Je savais qu’ils iraient le chercher.
Quand j’ai parlé pour la première fois –au téléphone- avec José Daniel
Ferrer, j’ai immédiatement su que j’avais à faire à quelqu’un
d’exceptionnel. Peu de temps après, nous avons pu discuter chez nous,
autour d’une table, et cette impression s’est encore confirmée. Tandis
que la nuit tombait à l’extérieur l’homme de Palmarito del Cauto nous a
raconté les années de prison depuis le « Printemps noir » de 2003
jusqu’au milieu de 2011. Les coups, les dénonciations, les prisonniers
qui l’appelaient respectueusement « le politicien » et aussi les
gardiens qui essayaient de le faire plier par la force. Nous avons passé
des heures à écouter des anecdotes, certaines d’horreur et d’autres
relatant de véritables miracles. Quand par exemple il a réussi à cacher
pendant les inspections une petite radio, qui est restée son bien le
plus précieux jusqu’à ce qu’il la mette lui-même en pièces contre le
sol, quelques secondes avant qu’un officier ne la lui confisque.
José Daniel, le leader de l’Union
Patriotique de Cuba (UNPACU) est aujourd’hui la principale cause des
maux de tête de la Sécurité Nationale de l’Est du pays. Il occupe ce
rang –admirable mais très dangereux- en particulier parce que chacune de
ses paroles projette honnêteté et détermination. Simple, jeune,
conciliant, il a réussi à redonner vie à un mouvement dissident qui
languissait entre la répression et l’exil d’une partie de ses membres.

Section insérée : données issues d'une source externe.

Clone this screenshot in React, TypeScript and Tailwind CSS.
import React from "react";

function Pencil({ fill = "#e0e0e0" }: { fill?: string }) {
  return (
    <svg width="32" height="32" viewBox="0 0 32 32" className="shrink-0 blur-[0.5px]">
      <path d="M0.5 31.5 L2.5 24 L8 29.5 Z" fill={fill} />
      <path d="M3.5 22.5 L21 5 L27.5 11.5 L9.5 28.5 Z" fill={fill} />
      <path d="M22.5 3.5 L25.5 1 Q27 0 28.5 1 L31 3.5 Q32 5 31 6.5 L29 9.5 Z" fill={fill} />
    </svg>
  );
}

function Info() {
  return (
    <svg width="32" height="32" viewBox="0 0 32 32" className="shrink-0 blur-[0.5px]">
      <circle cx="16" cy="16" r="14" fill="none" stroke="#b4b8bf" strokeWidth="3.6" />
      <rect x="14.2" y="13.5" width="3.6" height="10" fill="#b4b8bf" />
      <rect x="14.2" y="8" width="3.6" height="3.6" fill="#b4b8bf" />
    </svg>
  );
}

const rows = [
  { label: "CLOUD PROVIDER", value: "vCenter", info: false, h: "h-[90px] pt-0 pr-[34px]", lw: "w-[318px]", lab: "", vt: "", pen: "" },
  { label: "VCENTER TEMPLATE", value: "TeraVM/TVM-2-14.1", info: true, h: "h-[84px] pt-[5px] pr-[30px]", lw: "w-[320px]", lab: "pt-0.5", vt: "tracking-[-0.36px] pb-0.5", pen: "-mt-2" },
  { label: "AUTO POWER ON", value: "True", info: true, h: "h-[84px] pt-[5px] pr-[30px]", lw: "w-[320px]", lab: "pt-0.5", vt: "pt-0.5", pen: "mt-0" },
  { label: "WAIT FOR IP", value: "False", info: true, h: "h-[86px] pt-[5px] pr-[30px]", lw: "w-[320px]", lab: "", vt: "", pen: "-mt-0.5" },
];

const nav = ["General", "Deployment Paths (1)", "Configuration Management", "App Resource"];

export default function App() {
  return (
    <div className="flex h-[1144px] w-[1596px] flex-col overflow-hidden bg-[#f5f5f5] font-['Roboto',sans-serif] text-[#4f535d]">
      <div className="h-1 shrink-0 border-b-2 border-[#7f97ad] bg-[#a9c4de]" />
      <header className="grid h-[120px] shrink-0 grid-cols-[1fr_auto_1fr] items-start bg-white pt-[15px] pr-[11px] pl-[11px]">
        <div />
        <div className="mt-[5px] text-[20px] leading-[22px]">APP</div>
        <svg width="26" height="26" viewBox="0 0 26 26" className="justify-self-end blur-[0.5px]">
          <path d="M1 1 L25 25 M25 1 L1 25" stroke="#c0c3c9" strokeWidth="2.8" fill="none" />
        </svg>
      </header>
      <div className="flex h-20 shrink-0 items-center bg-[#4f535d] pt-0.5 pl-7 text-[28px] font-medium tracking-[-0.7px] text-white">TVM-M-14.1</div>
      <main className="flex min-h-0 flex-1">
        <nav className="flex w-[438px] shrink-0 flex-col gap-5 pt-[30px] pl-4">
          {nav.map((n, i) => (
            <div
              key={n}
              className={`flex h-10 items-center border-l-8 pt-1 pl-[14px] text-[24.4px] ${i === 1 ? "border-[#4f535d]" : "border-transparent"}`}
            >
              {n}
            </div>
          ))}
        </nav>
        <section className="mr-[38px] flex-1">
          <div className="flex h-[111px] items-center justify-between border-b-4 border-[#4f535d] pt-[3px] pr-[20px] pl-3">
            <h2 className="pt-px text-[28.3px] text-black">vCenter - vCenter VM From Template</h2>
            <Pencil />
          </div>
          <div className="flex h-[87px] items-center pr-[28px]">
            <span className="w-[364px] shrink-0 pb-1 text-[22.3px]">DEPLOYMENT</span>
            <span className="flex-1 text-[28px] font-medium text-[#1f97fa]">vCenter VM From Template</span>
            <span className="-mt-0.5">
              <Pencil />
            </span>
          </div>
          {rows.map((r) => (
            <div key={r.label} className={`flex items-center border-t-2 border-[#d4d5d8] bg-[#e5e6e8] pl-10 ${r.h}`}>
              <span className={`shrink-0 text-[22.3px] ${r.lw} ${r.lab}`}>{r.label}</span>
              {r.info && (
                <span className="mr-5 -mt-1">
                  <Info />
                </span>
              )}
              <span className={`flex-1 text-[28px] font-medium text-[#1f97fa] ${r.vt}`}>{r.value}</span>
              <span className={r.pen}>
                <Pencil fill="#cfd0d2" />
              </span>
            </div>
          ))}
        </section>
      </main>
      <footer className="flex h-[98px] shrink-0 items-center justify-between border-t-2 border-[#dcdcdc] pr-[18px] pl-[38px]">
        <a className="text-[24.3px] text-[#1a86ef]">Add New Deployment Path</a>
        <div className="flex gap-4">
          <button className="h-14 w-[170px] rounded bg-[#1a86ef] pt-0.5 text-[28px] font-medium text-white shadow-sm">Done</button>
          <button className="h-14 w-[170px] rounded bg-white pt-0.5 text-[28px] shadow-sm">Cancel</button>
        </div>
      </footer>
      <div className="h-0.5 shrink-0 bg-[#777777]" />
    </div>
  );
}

Sa capacité de rassemblement et le respect dans lequel beaucoup le
tiennent, vient aussi de sa persévérance et particulièrement du fait
qu’il est plus prompt à l’accolade qu’à la méfiance. Il s’est converti
en un homme passerelle entre plusieurs projets citoyens et ceci fait de
lui aujourd’hui un caillou gênant dans la chaussure du gouvernement
cubain.
Depuis maintenant 23 jours cet
infatigable citoyen de Santiago est arrêté. Il ne peut plus se déplacer
sur les routes bordées de pins qui relient les différentes villes de sa
région, ni répondre aux interviews ou envoyer des Twits depuis son
portable. Lundi dernier il s’est déclaré en grève de la faim dans la
cellule de la police où on le maintient coupé du monde. On n’a pas
encore informé son épouse Belkis Cantillo de la durée de son
arrestation, ni non plus des charges légales qui pèsent contre lui. Nous
sommes quelques amis à avoir un mauvais pressentiment. José Daniel est
parvenu à une capacité de rassemblement qui effraie les autorités
cubaines et elles vont le sanctionner durablement pour cela. Elles en
ont peur qu’avec lui le qualificatif de « ville héroïque » de Santiago
de Cuba ne prenne prochainement un sens nouveau.